Most of them had to spend their pre-university years in schools in the countryside but those born after 1995 escaped this requirement, graduated with college degrees and are now established in their careers. This latter group spent more time with their families and are less affected by indoctrination.
They also have an overriding respect for the environment, a belief in gender equality and acceptance of all manner of sexual preferences.
Can we place our hope in this generation?
Optimists would say they do not feel the “sense of debt to the historic generation” that crippled their predecessors. They argue that this younger generation did not go through collective hypnosis under the influence of a charismatic “maximum leader.” And their exposure to social networks has prevented them from falling victim to the regime’s monopoly on information.
But pessimists would point out that these younger Cubans were born into a world they think is normal, including the state’s dominance of the state over the citizen, the one-party system, and the lack of legal avenues for disagreement and for introducing political change. According to this view, an indifference towards the nation’s problems, disingenuousness as a tool for social advancement, and the belief that “life is elsewhere” renders them incapable of being agents of profound change.
The role that this generation might play depends on the time and manner in which the much anticipated transition to democracy takes place in Cuba.
Ideally, the transformation would be occurring right now, directed without bloodshed from above. The passing of the last surviving members of the historic generation could lead to the unmasking of their successors, who are now promising governmental, partisan and institutional continuity. The long death vigil has kept the reformists in the closet and given a significant advantage to the status quo, making the advent of democracy a more costly proposition.
Confidence that those younger than fifty support such transformations today could provide a very tempting motivation to move ahead.

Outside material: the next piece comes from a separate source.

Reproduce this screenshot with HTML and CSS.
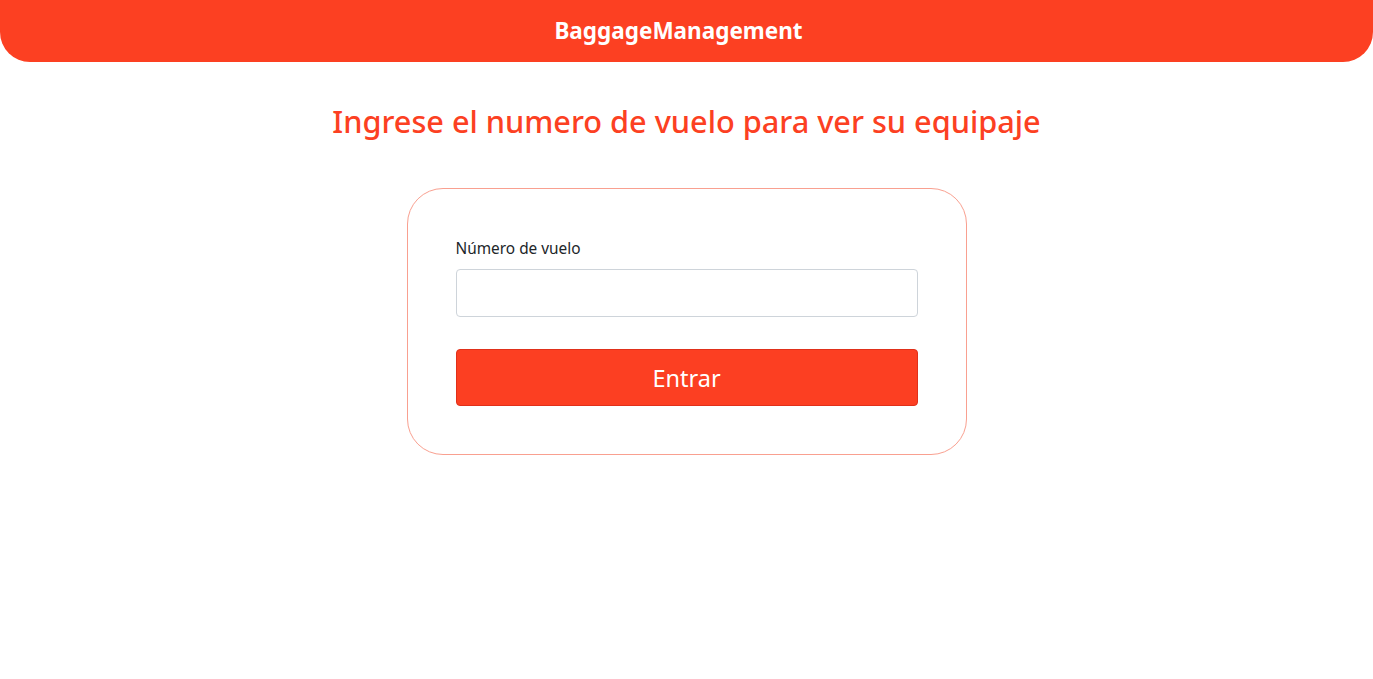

But right now no one wants to make the first move. By 2030, however, they may have to account for the failed promises they used to justify maintaining the current system.
If one reads the pretentious National Economic and Social Development Plan for 2030 — its drafting began in April 2001 and was a ratified by parliament in June 2017 — it becomes clear that the vision of “a sustainable and prosperous socialism” is a utopian fantasy if not an outright scam.
All of those who can look back at the past and say “I wasn’t there” will have the chance to sit down and talk to both insiders and outsiders. Their hands will not have been tainted by firing squads or expropriations. The generation that inherited the problem could do that now, knowing they have the full backing of those born after 1970. Or they could wait until the millennials take the reins of power.
Those who prefer to wait run the risk that the younger generation will become impatient and raise the temperature of the national cauldron. Once they start expressing resistance — on the street, in social networks, in their local assemblies and even at the polls — to anything that slows the pace of change, social pressure will increase.
And we know how dictatorships respond to such threats.
It is not a matter of having to wait until 2030 but you can be sure that the generation of Cubans born after 1970 will witness or have the leading role in the most significant change this country will have ever seen.